Transaction 2: -00- (employment agreement)

On April 11, 2014 the Issuer’s board approved an employment agreement with Mr. Rothenberg to serve as Issuer’s President and Chief Executive Officer for the period beginning April 11, 2014 through April 11, 2015. Mr. Rothenberg’s employment agreement provided for, among other things, an award of 20,000,000 shares of common stock. On April 14, 2014 Mr. Rothenberg received the 20,000,000 shares of common stock.

 

Transaction 3: -00- (employment agreement/bonus program)

On May 14, 2014 the Issuer’s board of directors authorized the issuance of 18,112,800 shares of which 5,000,000 shares were to be issued to Mr. Rothenberg per Bonus Program within his Employment Agreement. On May 12, 2014 Mr. Rothenberg acquired 5,000,000 shares pursuant to the Bonus Program.

 

Transaction 4: -00- (employment agreement compensation)

On July 14, 2014 Mr. Rothenberg was issued 2,500,000 shares of common stock as compensation under the terms of his employment agreement with the Issuer.

 

Transaction 5: -00- (employment agreement compensation)

On November 11, 2014 Mr. Rothenberg was issued 3,350,000 shares of common stock as compensation under the terms of his employment agreement with the Issuer.

 

Transaction 6: -00- (employment agreement compensation)

On December 2, 2014 Mr. Rothenberg was issued 3,350,000 shares of common stock as compensation under the terms of his employment agreement with the Issuer.

 

Transaction 7: -00- (employment agreement compensation)

On December 15, 2014 Mr. Rothenberg was issued 3,350,000 shares of common stock as compensation under the terms of his employment agreement with the Issuer.

 

Item 4. Purpose of Transaction.

 

Mr. Rothenberg holds the Issuer’s securities for investment purposes. Mr.
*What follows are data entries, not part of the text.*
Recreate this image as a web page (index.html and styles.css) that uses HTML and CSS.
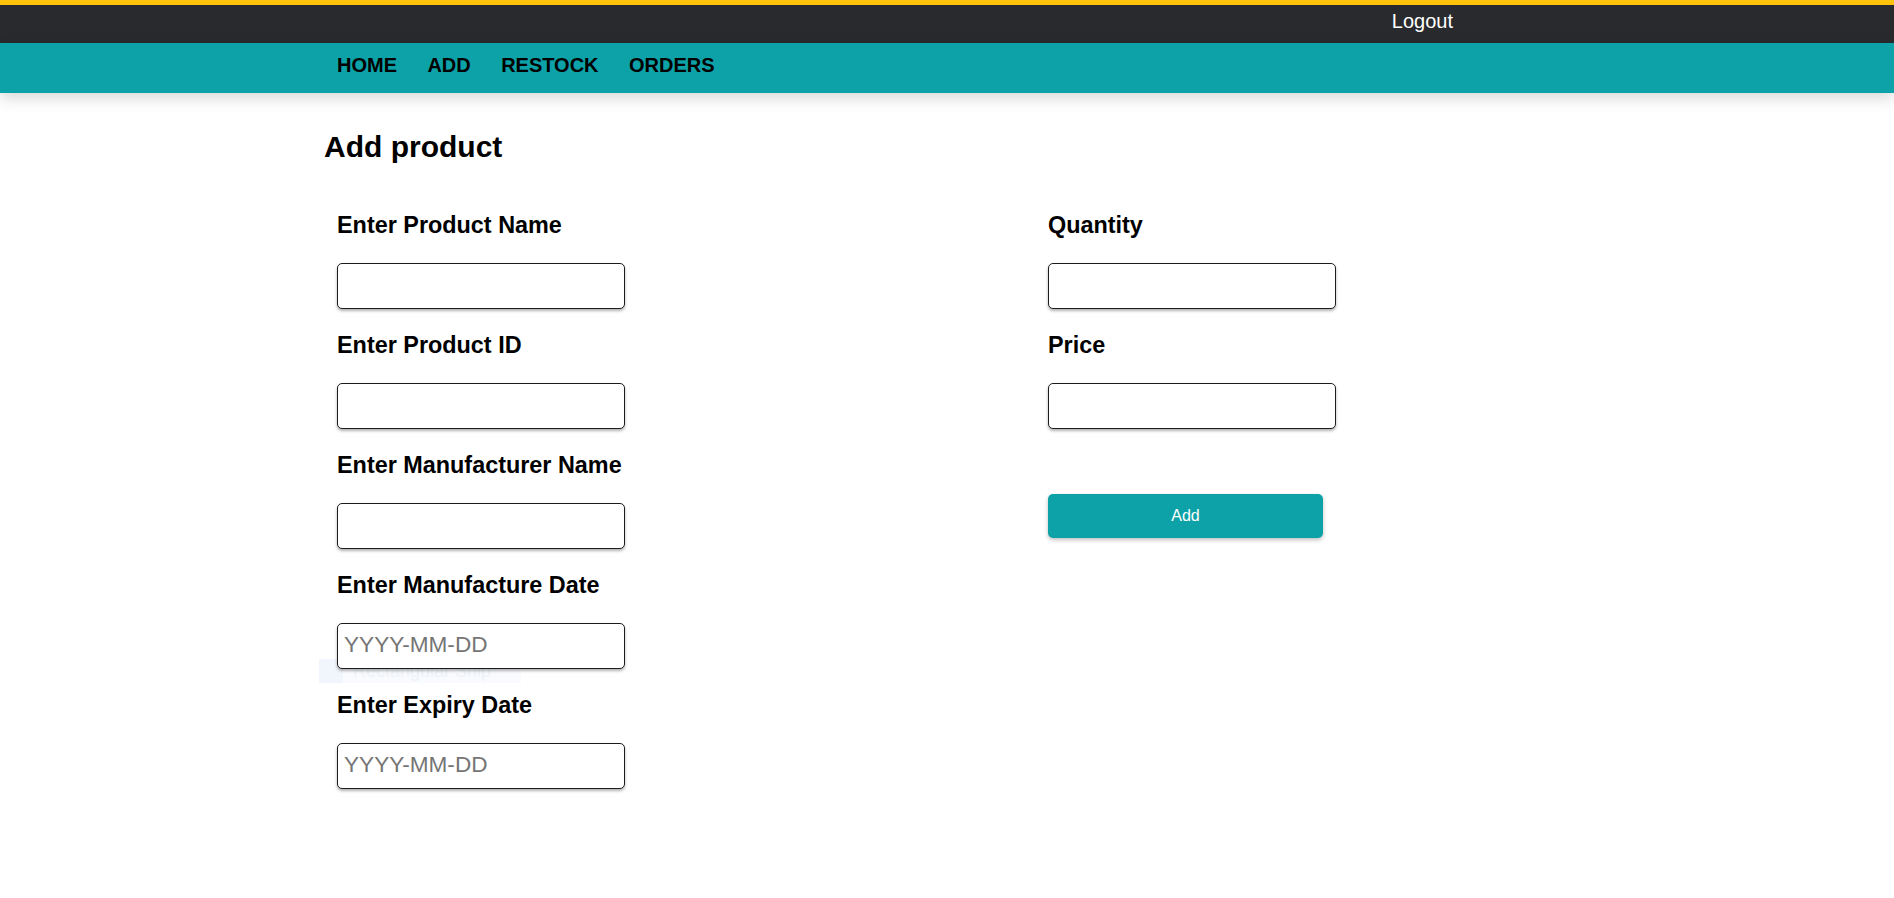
FILE: index.html
```html
<!DOCTYPE html>
<html lang="en">
<head>
<meta charset="utf-8">
<title>Add product</title>
<link rel="stylesheet" href="styles.css">
</head>
<body>
<header class="topbar">
  <div class="container topbar-inner">
    <a class="logout" href="#">Logout</a>
  </div>
</header>
<nav class="navbar">
  <div class="container nav-inner">
    <a class="nav-link" href="#">HOME</a>
    <a class="nav-link" href="#">ADD</a>
    <a class="nav-link" href="#">RESTOCK</a>
    <a class="nav-link" href="#">ORDERS</a>
  </div>
</nav>
<main class="container page">
  <h1 class="title">Add product</h1>
  <form class="form">
    <div class="col">
      <div class="field">
        <label class="label">Enter Product Name</label>
        <input class="input" type="text">
      </div>
      <div class="field">
        <label class="label">Enter Product ID</label>
        <input class="input" type="text">
      </div>
      <div class="field">
        <label class="label">Enter Manufacturer Name</label>
        <input class="input" type="text">
      </div>
      <div class="field">
        <label class="label">Enter Manufacture Date</label>
        <input class="input" type="text" placeholder="YYYY-MM-DD">
      </div>
      <div class="field">
        <label class="label">Enter Expiry Date</label>
        <input class="input" type="text" placeholder="YYYY-MM-DD">
      </div>
    </div>
    <div class="col">
      <div class="field">
        <label class="label">Quantity</label>
        <input class="input" type="text">
      </div>
      <div class="field">
        <label class="label">Price</label>
        <input class="input" type="text">
      </div>
      <button class="btn" type="button">Add</button>
    </div>
  </form>
</main>
<div class="ghost"><span class="ghost-icon"></span><span class="ghost-text">Rectangular Snip</span></div>
</body>
</html>
```

FILE: styles.css
```css
* { box-sizing: border-box; }
html { background: #fff; }
body {
  margin: 0;
  padding: 0;
  font-family: "Liberation Sans", Arial, sans-serif;
  color: #000;
  overflow: hidden;
}
.container {
  width: 1246px;
  margin: 0 auto;
}
.topbar {
  background: #292a2d;
  border-top: 5px solid #ffc20a;
  height: 43px;
}
.topbar-inner {
  display: flex;
  justify-content: flex-end;
  padding: 5px 117px 0 0;
}
.logout {
  color: #fff;
  text-decoration: none;
  font-size: 20px;
  line-height: 23px;
}
.navbar {
  background: #0da2a8;
  height: 50px;
  box-shadow: 0 5px 16px rgba(0, 0, 0, 0.16);
  position: relative;
}
.nav-inner {
  display: flex;
  gap: 30.4px;
  padding: 11px 0 0 13px;
}
.nav-link {
  color: #000;
  text-decoration: none;
  font-weight: bold;
  font-size: 20px;
  line-height: 23px;
}
.page {
  padding-top: 37px;
}
.title {
  margin: 0;
  font-size: 30px;
  line-height: 34px;
  font-weight: bold;
}
.form {
  display: grid;
  grid-template-columns: 711px 1fr;
  padding: 48px 0 0 13px;
}
.col {
  display: flex;
  flex-direction: column;
  align-items: flex-start;
}
.field {
  display: flex;
  flex-direction: column;
  margin-bottom: 23px;
}
.label {
  font-weight: bold;
  font-size: 23.4px;
  line-height: 26px;
  margin-bottom: 25px;
}
.input {
  width: 288px;
  height: 46px;
  border: 1px solid #1c1c1c;
  border-radius: 5px;
  box-shadow: 0 2px 3px rgba(0, 0, 0, 0.3);
  font-family: "Liberation Sans", Arial, sans-serif;
  font-size: 22.6px;
  padding: 0 6px 3px;
  background: #fff;
  outline: none;
}
.input::placeholder {
  color: #757575;
}
.btn {
  margin-top: 42px;
  width: 275px;
  height: 44px;
  border: none;
  border-radius: 5px;
  background: #0da2a8;
  color: #fff;
  font-family: "Liberation Sans", Arial, sans-serif;
  font-size: 16px;
  box-shadow: 0 2px 4px rgba(0, 0, 0, 0.25);
}
.ghost {
  position: absolute;
  left: 319px;
  top: 659px;
  width: 202px;
  height: 24px;
  background: #f9fbfe;
  display: flex;
  align-items: center;
  z-index: -1;
}
.ghost-icon {
  width: 24px;
  height: 24px;
  background: #f1f6fc;
}
.ghost-text {
  margin-left: 10px;
  font-family: "Liberation Sans", Arial, sans-serif;
  font-size: 18px;
  color: #eff3f8;
}
```
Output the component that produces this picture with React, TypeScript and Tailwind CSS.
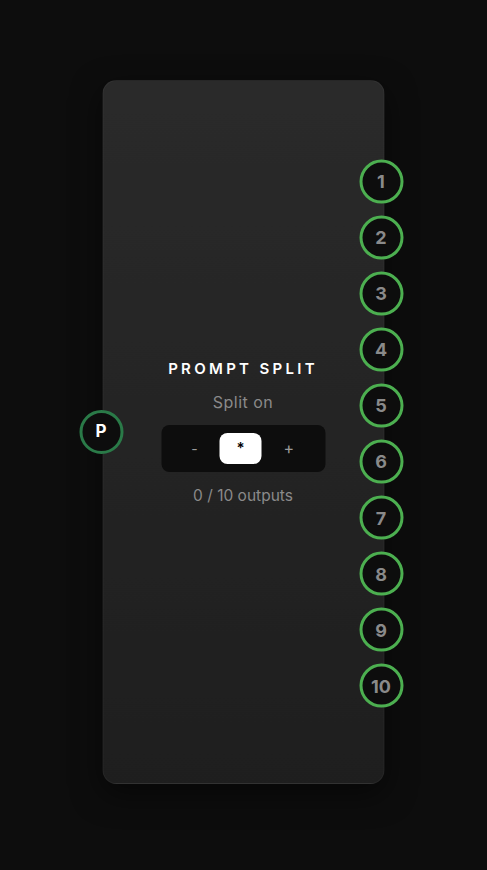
import React from "react";

const outputs = [1, 2, 3, 4, 5, 6, 7, 8, 9, 10];

export default function App() {
  return (
    <div
      className="min-h-[870px] w-full bg-[#0d0d0d] pt-[80px]"
      style={{ fontFamily: "Inter, 'Noto Sans', sans-serif" }}
    >
      <div className="relative mx-auto h-[704px] w-[282px] -translate-x-[0.5px] rounded-[14px] border border-[#ffffff0a] bg-gradient-to-b from-[#2a2a2a] to-[#1e1e1e] shadow-[0_10px_30px_rgba(0,0,0,0.5)]">
        <div className="flex h-full flex-col items-center justify-center">
          <div className="text-[15px] font-semibold leading-none tracking-[0.22em] text-white">
            PROMPT SPLIT
          </div>
          <div className="mt-[18px] text-[16px] leading-none tracking-[0.03em] text-[#8a8a8a]">
            Split on
          </div>
          <div className="mt-[15px] flex h-[47px] w-[164px] items-center justify-center gap-0 rounded-[8px] bg-[#0d0d0d] pr-[3px]">
            <span className="w-[10px] text-center text-[14px] text-[#9a9a9a]">-</span>
            <div className="ml-[20px] flex h-[31px] w-[42px] items-center justify-center rounded-[8px] bg-white text-[15px] font-semibold text-black">
              *
            </div>
            <span className="ml-[22px] w-[10px] text-center text-[16px] text-[#9a9a9a]">+</span>
          </div>
          <div className="mt-[16px] text-[15.5px] leading-none text-[#8a8a8a]">0 / 10 outputs</div>
        </div>

        <div className="absolute left-[-24px] top-1/2 flex h-[44px] w-[44px] -translate-y-1/2 items-center justify-center rounded-full border-[3px] border-[#2a7a48] bg-[#0d0d0d] text-[17px] font-bold text-white">
          P
        </div>

        <div className="absolute right-[-20px] top-[calc(50%+1.5px)] flex -translate-y-1/2 flex-col gap-[12.1px]">
          {outputs.map((n) => (
            <div
              key={n}
              className="flex h-[44px] w-[44px] items-center justify-center rounded-full border-[3px] border-[#4caf50] bg-[#0d0d0d] text-[18px] font-bold text-[#8a8a8a]"
            >
              {n}
            </div>
          ))}
        </div>
      </div>
    </div>
  );
}
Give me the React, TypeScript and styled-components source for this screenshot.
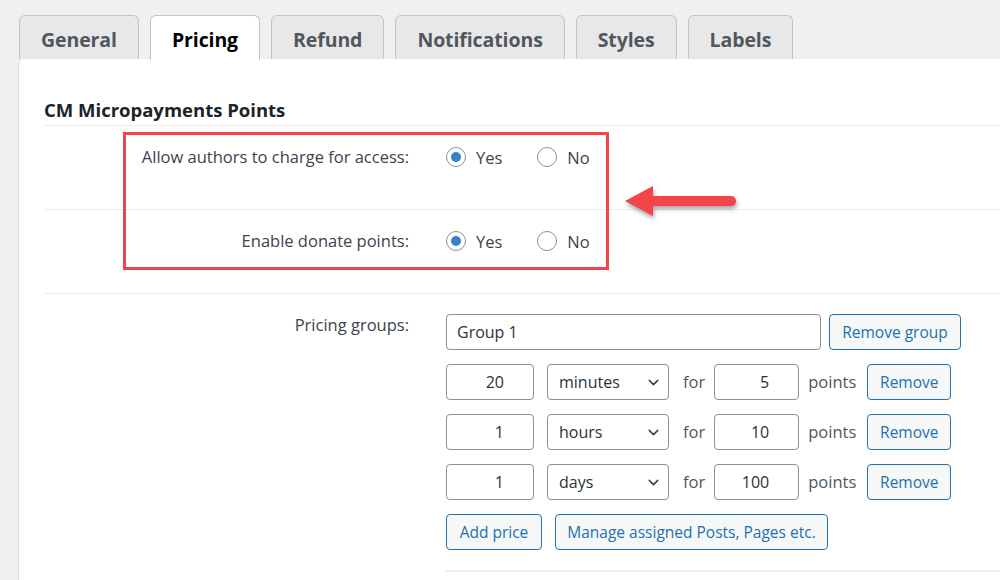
import React from "react";
import styled, { createGlobalStyle } from "styled-components";
import { ChevronDown } from "lucide-react";

const GlobalStyle = createGlobalStyle`
  html, body {
    margin: 0;
    padding: 0;
    background: #f0f0f1;
    font-family: "Open Sans", "Noto Sans", sans-serif;
    color: #3c434a;
  }
  * { box-sizing: border-box; }
`;

export const Page = styled.div`
  position: relative;
  width: 1000px;
  height: 580px;
  overflow: hidden;
  padding: 15px 0 0 18px;
`;

export const TabBar = styled.div`
  display: flex;
  gap: 11px;
  padding-left: 1px;
  height: 44px;
`;

export const Tab = styled.div<{ $active?: boolean }>`
  display: flex;
  align-items: center;
  justify-content: center;
  height: ${(p) => (p.$active ? "45px" : "44px")};
  padding: 3px 21px 0;
  border: 1px solid #c3c4c7;
  border-bottom: none;
  border-radius: 6px 6px 0 0;
  background: ${(p) => (p.$active ? "#fff" : "#e8e8e8")};
  color: ${(p) => (p.$active ? "#000" : "#50575e")};
  font-size: 19.5px;
  font-weight: 700;
  letter-spacing: -0.1px;
  position: relative;
  z-index: 1;
`;

export const Panel = styled.div`
  background: #fff;
  border-left: 1px solid #dcdcde;
  border-radius: 6px 0 0 0;
  padding: 0 0 0 25px;
  height: 600px;
`;

export const Heading = styled.h2`
  margin: 0;
  padding: 39px 0 3px;
  font-size: 18.5px;
  font-weight: 700;
  line-height: 24px;
  color: #1d2327;
`;

export const Row = styled.div`
  display: grid;
  grid-template-columns: 365px 1fr;
  column-gap: 37px;
  border-top: 1px solid #ececec;
  padding: 19px 0 20px;
`;

export const Label = styled.div`
  text-align: right;
  font-size: 16.5px;
  line-height: 24px;
  color: #3c434a;
`;

export const RadioField = styled.div`
  display: flex;
  align-items: center;
  height: 24px;
  margin-bottom: 20px;
`;

export const RadioOption = styled.label`
  display: flex;
  align-items: center;
  gap: 10px;
  margin-right: 35px;
  font-size: 16.5px;
  color: #3c434a;
`;

export const Radio = styled.input`
  appearance: none;
  margin: 0;
  width: 20px;
  height: 20px;
  border-radius: 50%;
  border: 1px solid #8c8f94;
  background: #fff;
  display: grid;
  place-items: center;
  &:checked::before {
    content: "";
    width: 10px;
    height: 10px;
    border-radius: 50%;
    background: #3582c4;
  }
`;

export const Fields = styled.div`
  display: flex;
  flex-direction: column;
  gap: 14px;
  padding: 1px 0 20px;
  border-bottom: 2px solid #ececec;
  margin-bottom: -40px;
`;

export const Line = styled.div`
  display: flex;
  align-items: center;
  height: 36px;
  font-size: 16.5px;
  color: #50575e;
`;

export const TextInput = styled.input<{ $width: number; $number?: boolean }>`
  width: ${(p) => p.$width}px;
  height: 36px;
  margin: 0;
  border: 1px solid #8c8f94;
  border-radius: 4px;
  background: #fff;
  font-family: inherit;
  font-size: 16px;
  color: #2c3338;
  text-align: ${(p) => (p.$number ? "right" : "left")};
  padding: ${(p) => (p.$number ? "0 29px 0 8px" : "0 10px")};
  outline: none;
`;

export const SelectWrap = styled.div`
  position: relative;
  width: 122px;
  height: 36px;
  margin-left: 13px;
  margin-right: 14px;
  svg {
    position: absolute;
    right: 7px;
    top: 10px;
    color: #3c434a;
    pointer-events: none;
  }
`;

export const Select = styled.select`
  appearance: none;
  width: 100%;
  height: 100%;
  margin: 0;
  border: 1px solid #8c8f94;
  border-radius: 4px;
  background: #fff;
  padding: 0 30px 0 11px;
  font-family: inherit;
  font-size: 16px;
  color: #2c3338;
`;

export const Word = styled.span<{ $left: number; $right: number }>`
  margin: 0 ${(p) => p.$right}px 0 ${(p) => p.$left}px;
  line-height: 36px;
`;

export const Button = styled.button<{ $width: number }>`
  width: ${(p) => p.$width}px;
  height: 36px;
  margin: 0;
  padding: 0;
  border: 1px solid #2271b1;
  border-radius: 4px;
  background: #f6f7f7;
  color: #2271b1;
  font-family: inherit;
  font-size: 15.5px;
  cursor: pointer;
`;

export const Callout = styled.div`
  position: absolute;
  left: 123px;
  top: 132px;
  width: 486px;
  height: 138px;
  border: 3px solid #f2444b;
  pointer-events: none;
`;

export const Arrow = styled.svg`
  position: absolute;
  left: 615px;
  top: 178px;
  filter: drop-shadow(1px 3px 2px rgba(0, 0, 0, 0.35));
`;

const prices = [
  { amount: "20", unit: "minutes", points: "5" },
  { amount: "1", unit: "hours", points: "10" },
  { amount: "1", unit: "days", points: "100" },
];

const tabs = ["General", "Pricing", "Refund", "Notifications", "Styles", "Labels"];

const YesNo = ({ name }: { name: string }) => (
  <RadioField>
    <RadioOption>
      <Radio type="radio" name={name} defaultChecked />
      Yes
    </RadioOption>
    <RadioOption>
      <Radio type="radio" name={name} />
      No
    </RadioOption>
  </RadioField>
);

export default function App() {
  return (
    <Page>
      <GlobalStyle />
      <TabBar>
        {tabs.map((t) => (
          <Tab key={t} $active={t === "Pricing"}>
            {t}
          </Tab>
        ))}
      </TabBar>
      <Panel>
        <Heading>CM Micropayments Points</Heading>
        <Row>
          <Label>Allow authors to charge for access:</Label>
          <YesNo name="charge" />
        </Row>
        <Row>
          <Label>Enable donate points:</Label>
          <YesNo name="donate" />
        </Row>
        <Row>
          <Label>Pricing groups:</Label>
          <Fields>
            <Line>
              <TextInput $width={375} defaultValue="Group 1" />
              <Button $width={132} style={{ marginLeft: 8 }}>
                Remove group
              </Button>
            </Line>
            {prices.map((p, i) => (
              <Line key={i}>
                <TextInput $width={88} $number defaultValue={p.amount} />
                <SelectWrap>
                  <Select defaultValue={p.unit}>
                    <option value="minutes">minutes</option>
                    <option value="hours">hours</option>
                    <option value="days">days</option>
                  </Select>
                  <ChevronDown size={17} strokeWidth={2.2} />
                </SelectWrap>
                <Word $left={0} $right={9}>for</Word>
                <TextInput $width={85} $number defaultValue={p.points} />
                <Word $left={9} $right={11}>points</Word>
                <Button $width={84}>Remove</Button>
              </Line>
            ))}
            <Line>
              <Button $width={96}>Add price</Button>
              <Button $width={273} style={{ marginLeft: 13 }}>
                Manage assigned Posts, Pages etc.
              </Button>
            </Line>
          </Fields>
        </Row>
      </Panel>
      <Callout />
      <Arrow width="130" height="50" viewBox="0 0 130 50">
        <path d="M10 23 L38 8 L38 38 Z" fill="#f2444b" />
        <line x1="36" y1="23" x2="116" y2="23" stroke="#f2444b" strokeWidth="10" strokeLinecap="round" />
      </Arrow>
    </Page>
  );
}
Rothenberg does not have any present plans or proposals that relate to or would result in the occurrence of any of the events or matters described in Item 4(a)-(j) of Schedule 13D.

 

Item 5. Interest in Securities of the Issuer.

 

(a) Mr. Rothenberg beneficially owns 69,057,521 shares of Common Stock of the Issuer, representing approximately 18.38% of the outstanding shares of Common Stock.

 

(b) The information set forth in Item 5(a) of this Schedule 13D is incorporated herein by reference. Mr. Rothenberg has sole voting power and sole dispositive power over the shares of Common Stock, and does not have shared voting power or shared dispositive power over any shares of Common Stock.

 

(c) Except as reported in Item 3 herein, Mr. Rothenberg has not affected any transactions in the Common Stock during the past 60 days.

 

(d) Not applicable.

 

(e) Not applicable.

 

Item 6. Contracts, Arrangements, Understandings or Relationships with Respect to Securities of the Issuer.

 

The information set forth under Items 3, 4 and 5 and the agreement referred to herein is incorporated herein by reference. Mr. Rothenberg (i) holds no options to purchase shares of Common Stock, (ii) has no interest in any other securities of the Issuer, and (iii) is not a party to an agreement in which it shall receive additional securities of the Issuer.

 

Item 7. Material to be Filed as Exhibits.

 

None

 

 
 

 

SIGNATURE

 

After reasonable inquiry and to the best of my knowledge and belief, I certify that the information set forth in this statement is true, complete and correct.